There are a variety of variables, some of which may be redundant. For instance, `education` is a categorical feature to describe the education level, whereas `education-num` is an integer which also describes the education level. There is likely a need to perform a feature-selection process. 

Some variables that seem to be most helpful at the moment are features such as `hours-per-week`, `capital-gain`, `capital-loss` since a person's annual income is a function of the monetary rate and hours worked. However, monetary rate (hourly wage for example) does not seem to be included as a feature. 

## Data Characterization 

In [3]:
library(tidyverse)

current_filepath <- "T:/BCCRC-IO/iostudies/Courses/STAT-301/STAT-301"
setwd(current_filepath)

income.data.train <- paste0(current_filepath, "/Data/adult.data") %>% 
    read.csv(header = FALSE)
income.data.test <- paste0(current_filepath, "/Data/adult.test") %>% 
    read.csv(header = FALSE, skip=1)

feature_names <- c('age', 'workclass', 'fnlwgt', 'education',
                   'education-num', 'marital-status', 'occupation',
                   'relationship', 'race', 'sex', 'capital-gain', 
                   'capital-loss', 'hours-per-week', 'native-country',
                   'income')
names(income.data.train) <- feature_names
names(income.data.test) <- feature_names

income.data.all <- rbind(income.data.train, income.data.test)

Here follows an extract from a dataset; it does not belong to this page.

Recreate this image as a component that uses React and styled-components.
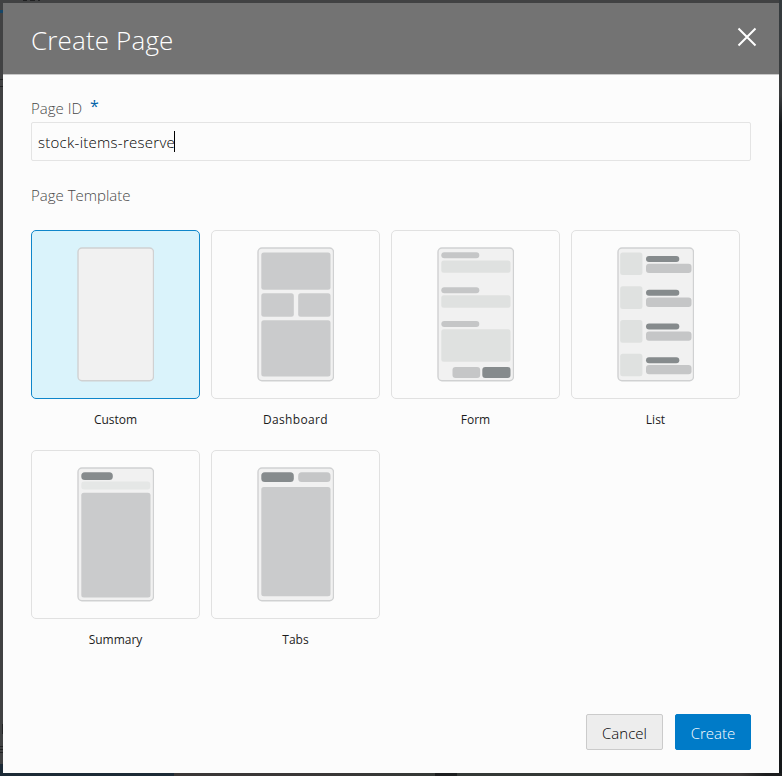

All missing data seem to be encoded using the ` ?` character. Thus, after some processing (converting ` ?` to `NA`), `DataExplorer::create_report()` function will be used to characterize the basics of the data. 

In [5]:
income.data.all[income.data.all == ' ?'] <- NA
income.data.train[income.data.train == ' ?'] <- NA
income.data.test[income.data.test == ' ?'] <- NA

# >>> Standard characteristics about data <<< #
# DataExplorer::create_report(income.data.all, 
#                             output_file = "data-report-all.html", 
#                             output_dir = paste0(getwd(), "/Data-Reports/"))
# DataExplorer::create_report(income.data.train, 
#                             output_file = "data-report-train.html",
#                             output_dir = paste0(getwd(), "/Data-Reports/"))
# DataExplorer::create_report(income.data.test, 
#                             output_file = "data-report-test.html",
#                             output_dir = paste0(getwd(), "/Data-Reports/"))

**NOTE** `DataExplorer::create_report` does not work on Jupyter, but on RStudio.

We've created a simple data report for the `train`, `test` and `all` (`train` and `test` put together). 
From these, we get a simple characterization of the data: 
* 40% of the features are **continuous**
* 60% of the features are **descrete** or **categorical**
* Missing data occurs in the `occupation`, `workclass` and `native-country` features. 
Generally, missing data may be removed or imputed according to some criterion. In this case, I believe that the fact that this data is missing is informative in and of itself, thus the " ?" value will be kept. 


## Question 
The question that will be answered in this project is: 
> What features in the census data from 1994 are most important in predicting whether an individual in the United States makes >$50,000 or <= $50,000 per year?

Using the variables explained in the previous section, we will determine which of the features are most important in predicting the income status of individuals in the United States. 

Because the income of an individual is a function of a variety of things (such as hourly rate, number of hours worked, which are functions of things like education etc.) Because most of the data is categorical in nature (before feature selection) the prediction will likely be a result of complex interactions between the many categorical features.